Recent rumors, apparently floated by the negotiators of One Israel, have persistently said that Barak is assured of a "narrow" 66-member coalition, but is working toward a broader one that would include Shas or the Likud. Furthermore, Barak is not even left with an assured 61 members (after removing the five seats of UTJ) since the Mafdal, which is included in the calculations, has said repeatedly that it does not want to be the only religious party in a government.

Natan Scharansky, leader of the Russian Yisrael B'Aliya party, and one of the key elements of the coalition, is also reported to have told Barak that he is unhappy with several of One Israel's policy proposals.

Barak's calculations are pinned on a coalition including One Israel (26), Meretz (10), Yisrael B'Aliya (6), Shinui (6), the Center Party (6), the National Religious Party (5), United Torah Judaism (5), and Am Echad (2). None of the press speculation has explained how Shinui and UTJ could be part of a single government.

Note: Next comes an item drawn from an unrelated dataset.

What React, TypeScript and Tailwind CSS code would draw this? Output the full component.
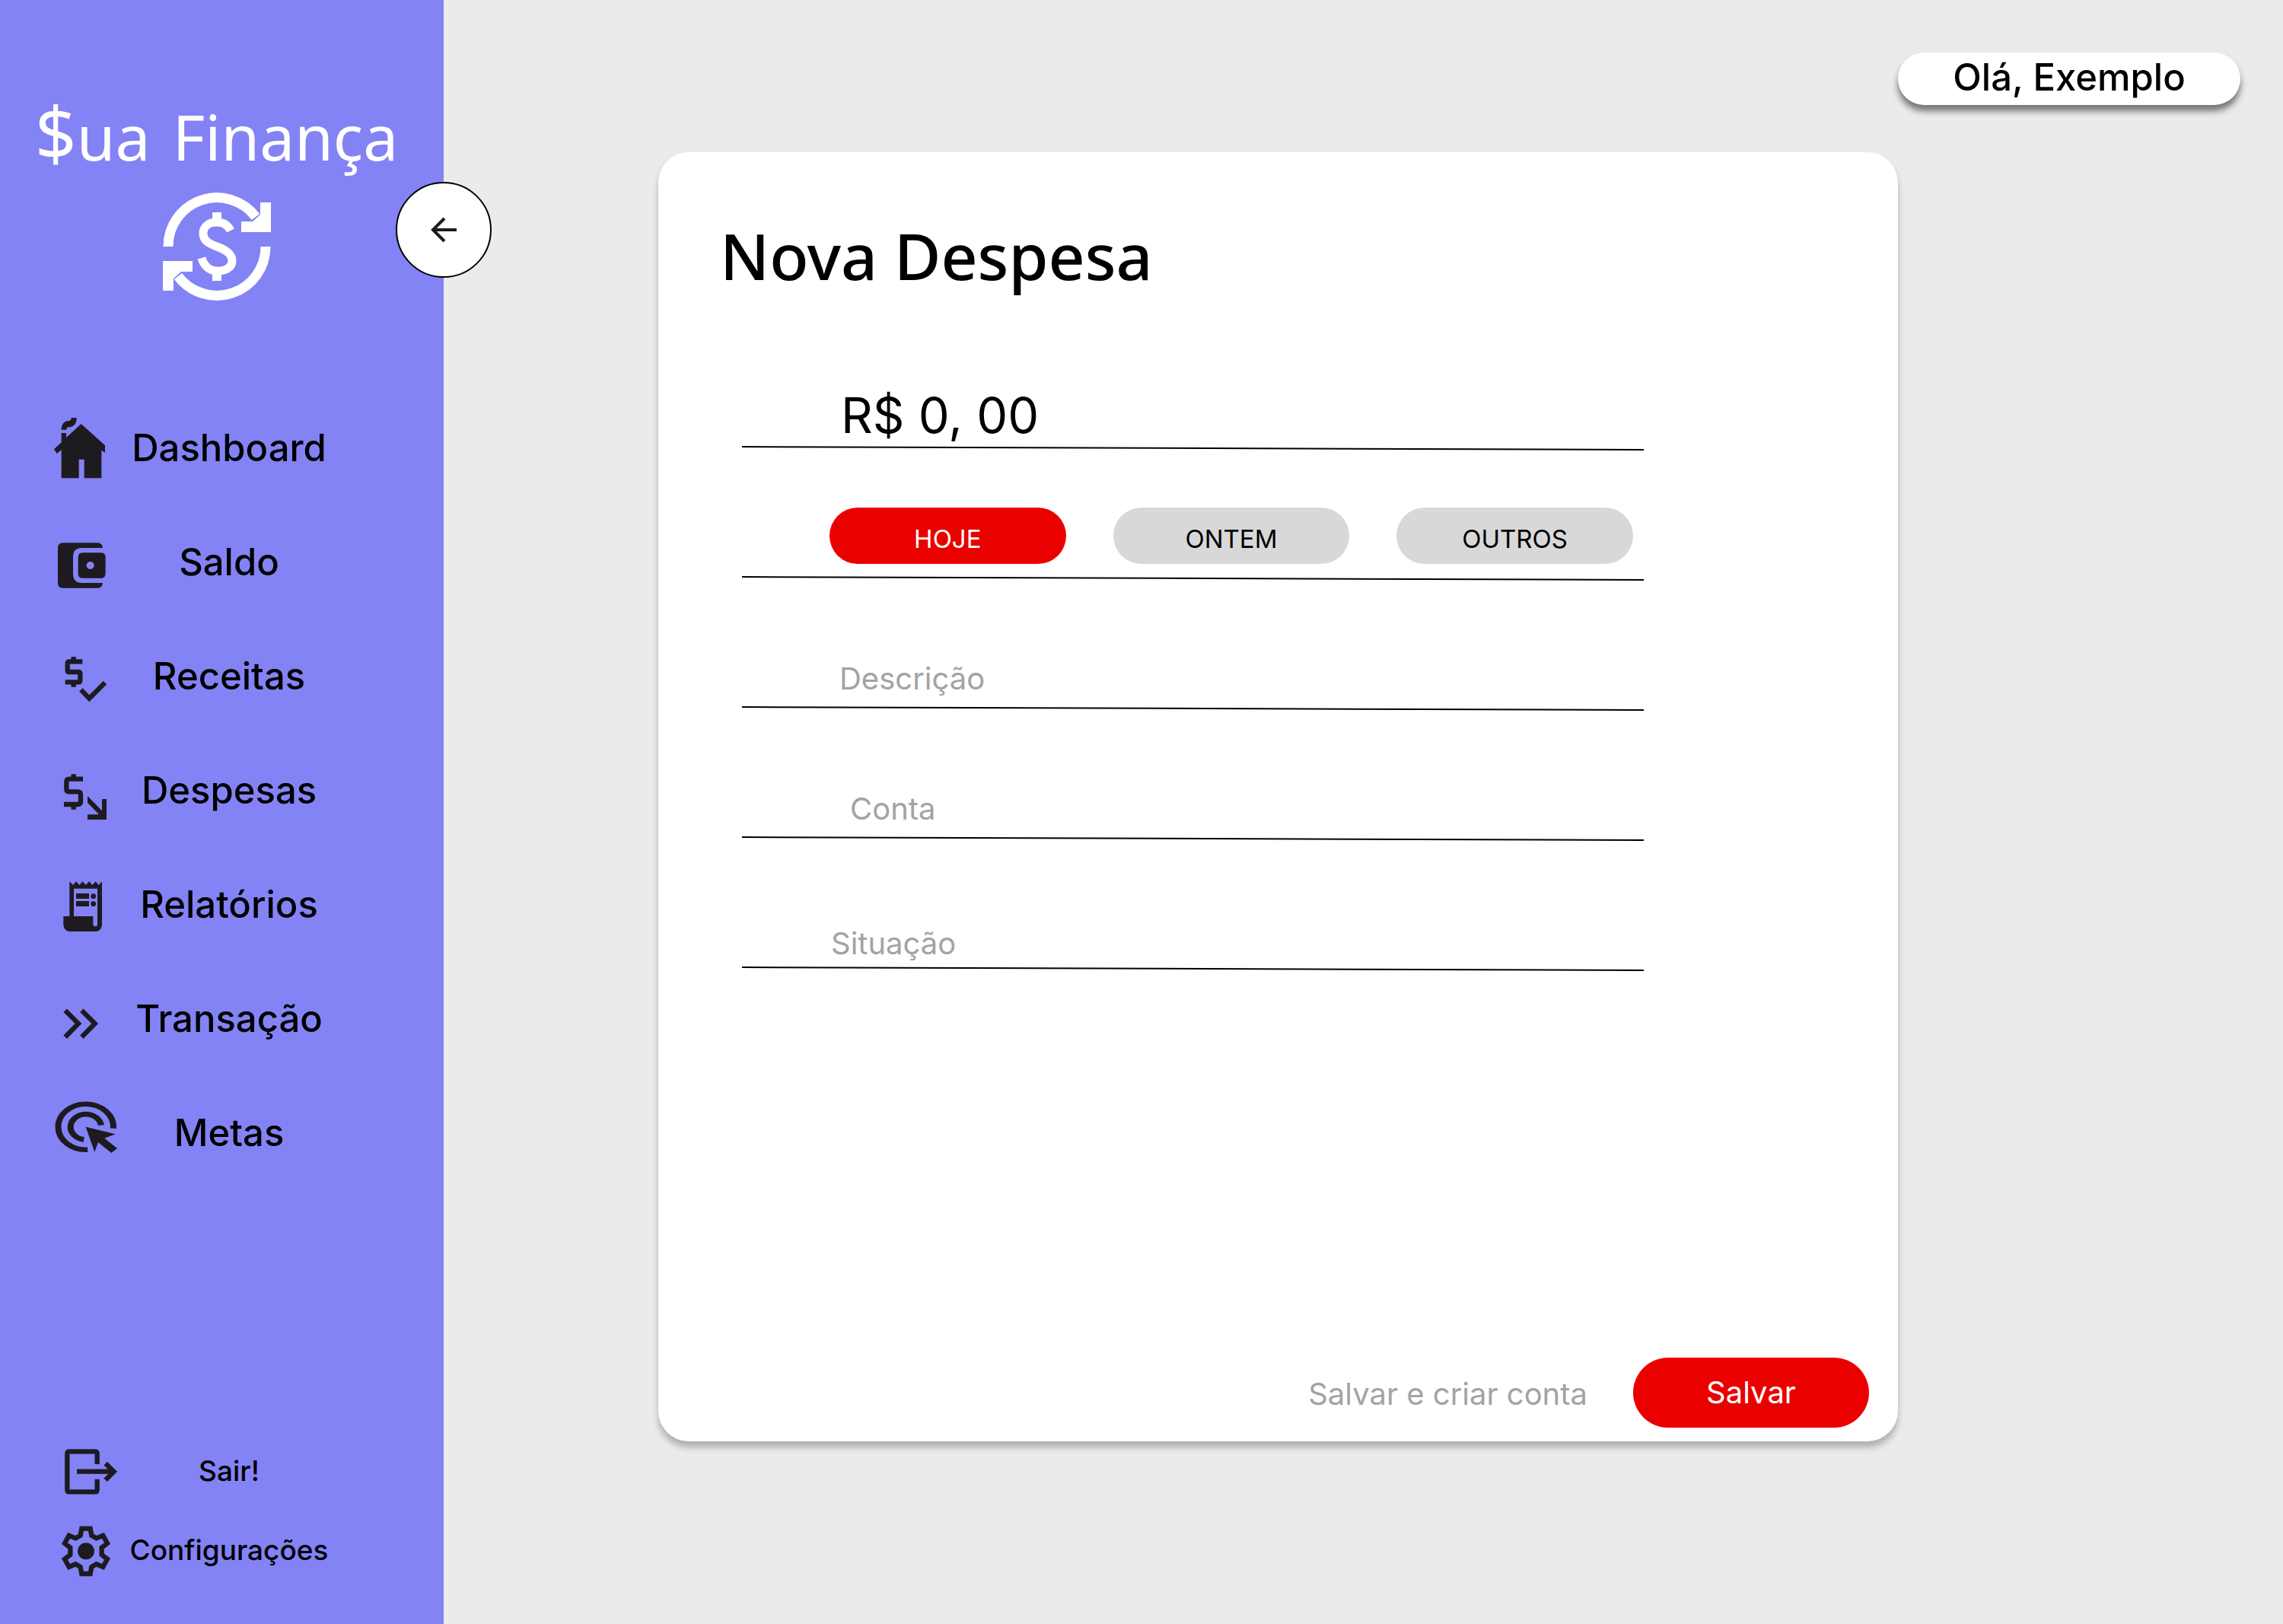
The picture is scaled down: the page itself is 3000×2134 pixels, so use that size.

There will be a government," Barak said Monday night. "Its size depends on the responsibility displayed by party leaders."

Following a meeting with Barak Monday night, Meretz leader Yossi Sarid said he believes at the end of the day Shas will be in the coalition. Should that be the case, he told reporters, "Meretz will support Barak from outside the coalition." Sarid said that his party and his voters have full confidence in Barak. Observers said that it was not clear if Sarid's remarks signal a genuine willingness to sit out the government or were merely a negotiating ploy to pressure One Israel.

Shas MK Eli Yishai told The Jerusalem Post that Barak cannot survive unless his party is drafted into the coalition. "Without us the government will be so narrow it won't even get of the ground," he said. Yishai further pledged that should Shas be included in the coalition, it "won't only give public backing to Barak but real support."